Mickey is an American sitcom that aired on ABC from September 1964 to January 1965. Created and produced by Bob Fisher and Arthur Marx, the series starred Mickey Rooney, and was filmed at Metro-Goldwyn-Mayer Studios.

Synopsis
Mickey Grady (Mickey Rooney), a retired businessman from Omaha, Nebraska, inherits the luxury Newport Arms Hotel in Newport Beach, California, and decides to run it.

Cast
Mickey Rooney as Mickey Grady
Emmaline Henry as Nora Grady
Sammee Tong as Sammy Ling

Recurring
Tim Rooney as Tim Grady
Brian Nash as Buddy Grady
Bobby Van as Bobby
Alan Reed as Mr.

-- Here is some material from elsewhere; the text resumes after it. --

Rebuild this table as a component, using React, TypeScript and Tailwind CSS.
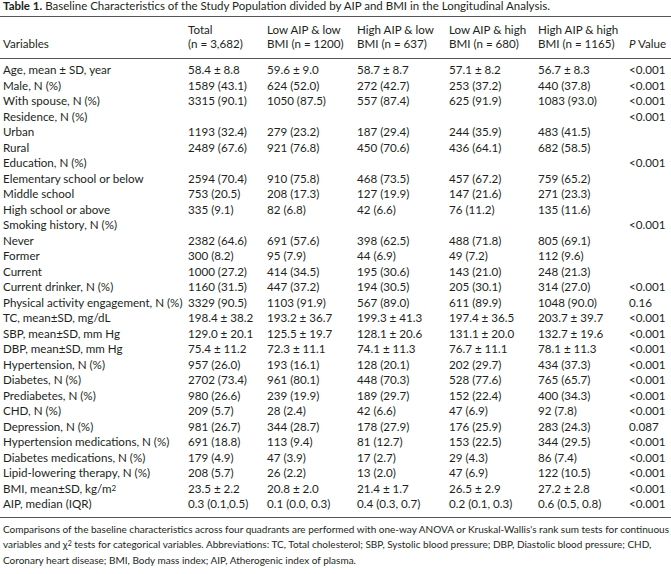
import React from "react";

type Row = { label: React.ReactNode; vals?: string[]; p?: string };

const rows: Row[] = [
  { label: "Age, mean ± SD, year", vals: ["58.4 ± 8.8", "59.6 ± 9.0", "58.7 ± 8.7", "57.1 ± 8.2", "56.7 ± 8.3"], p: "<0.001" },
  { label: "Male, N (%)", vals: ["1589 (43.1)", "624 (52.0)", "272 (42.7)", "253 (37.2)", "440 (37.8)"], p: "<0.001" },
  { label: "With spouse, N (%)", vals: ["3315 (90.1)", "1050 (87.5)", "557 (87.4)", "625 (91.9)", "1083 (93.0)"], p: "<0.001" },
  { label: "Residence, N (%)", p: "<0.001" },
  { label: "Urban", vals: ["1193 (32.4)", "279 (23.2)", "187 (29.4)", "244 (35.9)", "483 (41.5)"] },
  { label: "Rural", vals: ["2489 (67.6)", "921 (76.8)", "450 (70.6)", "436 (64.1)", "682 (58.5)"] },
  { label: "Education, N (%)", p: "<0.001" },
  { label: "Elementary school or below", vals: ["2594 (70.4)", "910 (75.8)", "468 (73.5)", "457 (67.2)", "759 (65.2)"] },
  { label: "Middle school", vals: ["753 (20.5)", "208 (17.3)", "127 (19.9)", "147 (21.6)", "271 (23.3)"] },
  { label: "High school or above", vals: ["335 (9.1)", "82 (6.8)", "42 (6.6)", "76 (11.2)", "135 (11.6)"] },
  { label: "Smoking history, N (%)", p: "<0.001" },
  { label: "Never", vals: ["2382 (64.6)", "691 (57.6)", "398 (62.5)", "488 (71.8)", "805 (69.1)"] },
  { label: "Former", vals: ["300 (8.2)", "95 (7.9)", "44 (6.9)", "49 (7.2)", "112 (9.6)"] },
  { label: "Current", vals: ["1000 (27.2)", "414 (34.5)", "195 (30.6)", "143 (21.0)", "248 (21.3)"] },
  { label: "Current drinker, N (%)", vals: ["1160 (31.5)", "447 (37.2)", "194 (30.5)", "205 (30.1)", "314 (27.0)"], p: "<0.001" },
  { label: "Physical activity engagement, N (%)", vals: ["3329 (90.5)", "1103 (91.9)", "567 (89.0)", "611 (89.9)", "1048 (90.0)"], p: "0.16" },
  { label: "TC, mean±SD, mg/dL", vals: ["198.4 ± 38.2", "193.2 ± 36.7", "199.3 ± 41.3", "197.4 ± 36.5", "203.7 ± 39.7"], p: "<0.001" },
  { label: "SBP, mean±SD, mm Hg", vals: ["129.0 ± 20.1", "125.5 ± 19.7", "128.1 ± 20.6", "131.1 ± 20.0", "132.7 ± 19.6"], p: "<0.001" },
  { label: "DBP, mean±SD, mm Hg", vals: ["75.4 ± 11.2", "72.3 ± 11.1", "74.1 ± 11.3", "76.7 ± 11.1", "78.1 ± 11.3"], p: "<0.001" },
  { label: "Hypertension, N (%)", vals: ["957 (26.0)", "193 (16.1)", "128 (20.1)", "202 (29.7)", "434 (37.3)"], p: "<0.001" },
  { label: "Diabetes, N (%)", vals: ["2702 (73.4)", "961 (80.1)", "448 (70.3)", "528 (77.6)", "765 (65.7)"], p: "<0.001" },
  { label: "Prediabetes, N (%)", vals: ["980 (26.6)", "239 (19.9)", "189 (29.7)", "152 (22.4)", "400 (34.3)"], p: "<0.001" },
  { label: "CHD, N (%)", vals: ["209 (5.7)", "28 (2.4)", "42 (6.6)", "47 (6.9)", "92 (7.8)"], p: "<0.001" },
  { label: "Depression, N (%)", vals: ["981 (26.7)", "344 (28.7)", "178 (27.9)", "176 (25.9)", "283 (24.3)"], p: "0.087" },
  { label: "Hypertension medications, N (%)", vals: ["691 (18.8)", "113 (9.4)", "81 (12.7)", "153 (22.5)", "344 (29.5)"], p: "<0.001" },
  { label: "Diabetes medications, N (%)", vals: ["179 (4.9)", "47 (3.9)", "17 (2.7)", "29 (4.3)", "86 (7.4)"], p: "<0.001" },
  { label: "Lipid-lowering therapy, N (%)", vals: ["208 (5.7)", "26 (2.2)", "13 (2.0)", "47 (6.9)", "122 (10.5)"], p: "<0.001" },
  {
    label: (
      <>
        BMI, mean±SD, kg/m<sup className="text-[8px] leading-none relative -top-[2px]">2</sup>
      </>
    ),
    vals: ["23.5 ± 2.2", "20.8 ± 2.0", "21.4 ± 1.7", "26.5 ± 2.9", "27.2 ± 2.8"],
    p: "<0.001",
  },
  { label: "AIP, median (IQR)", vals: ["0.3 (0.1,0.5)", "0.1 (0.0, 0.3)", "0.4 (0.3, 0.7)", "0.2 (0.1, 0.3)", "0.6 (0.5, 0.8)"], p: "<0.001" },
];

const grid = "grid grid-cols-[185px_79px_90px_92px_89px_91px_42px]";

export default function App() {
  return (
    <div className="w-[671px] h-[574px] bg-white text-[#231f20] font-['Lato',sans-serif] text-[11.6px] overflow-hidden">
      {/* titulo */}
      <div className="pl-[3px] text-[11.5px] leading-[12px] whitespace-nowrap">
        <span className="font-bold">Table 1.</span> Baseline Characteristics of the Study Population divided by AIP and BMI in the Longitudinal Analysis.
      </div>

      <div className="mt-[4px] border-t-[1.5px] border-[#555]" />

      {/* cabecalho */}
      <div className={`${grid} pl-[3px] pt-[6px] pb-[7px] leading-[14px] items-end whitespace-nowrap`}>
        <div>Variables</div>
        <div>Total<br />(n = 3,682)</div>
        <div>Low AIP &amp; low<br />BMI (n = 1200)</div>
        <div>High AIP &amp; low<br />BMI (n = 637)</div>
        <div>Low AIP &amp; high<br />BMI (n = 680)</div>
        <div>High AIP &amp; high<br />BMI (n = 1165)</div>
        <div><i>P</i> Value</div>
      </div>

      <div className="border-t-[1.5px] border-[#555]" />

      {/* linhas */}
      <div className="pl-[3px] pt-[3px] pb-[5px]">
        {rows.map((r, i) => (
          <div key={i} className={`${grid} h-[15.5px] leading-[15.5px] whitespace-nowrap`}>
            <div>{r.label}</div>
            {[0, 1, 2, 3, 4].map((j) => (
              <div key={j}>{r.vals ? r.vals[j] : ""}</div>
            ))}
            <div>{r.p ?? ""}</div>
          </div>
        ))}
      </div>

      <div className="border-t-[1.5px] border-[#555]" />

      {/* nota de rodape */}
      <div className="pl-[3px] pt-[4px] text-[10px] leading-[15.5px] whitespace-nowrap">
        Comparisons of the baseline characteristics across four quadrants are performed with one-way ANOVA or Kruskal-Wallis's rank sum tests for continuous
        <br />
        variables and χ<sup className="text-[7px] leading-none relative -top-[2px]">2</sup> tests for categorical variables. Abbreviations: TC, Total cholesterol; SBP, Systolic blood pressure; DBP, Diastolic blood pressure; CHD,
        <br />
        Coronary heart disease; BMI, Body mass index; AIP, Atherogenic index of plasma.
      </div>
    </div>
  );
}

Swindler

Awards
Rooney won a Golden Globe Award for "Best Actor in a Television Series" at the 21st Annual Golden Globe Awards ceremonies in 1964.

Reception and cancellation
The series failed to sustain ratings to survive the full season in its 9 p.m. Eastern time slot on Wednesdays. Its principal competition was another sitcom, the top-ten series The Dick Van Dyke Show on CBS. NBC ran television movies at the time.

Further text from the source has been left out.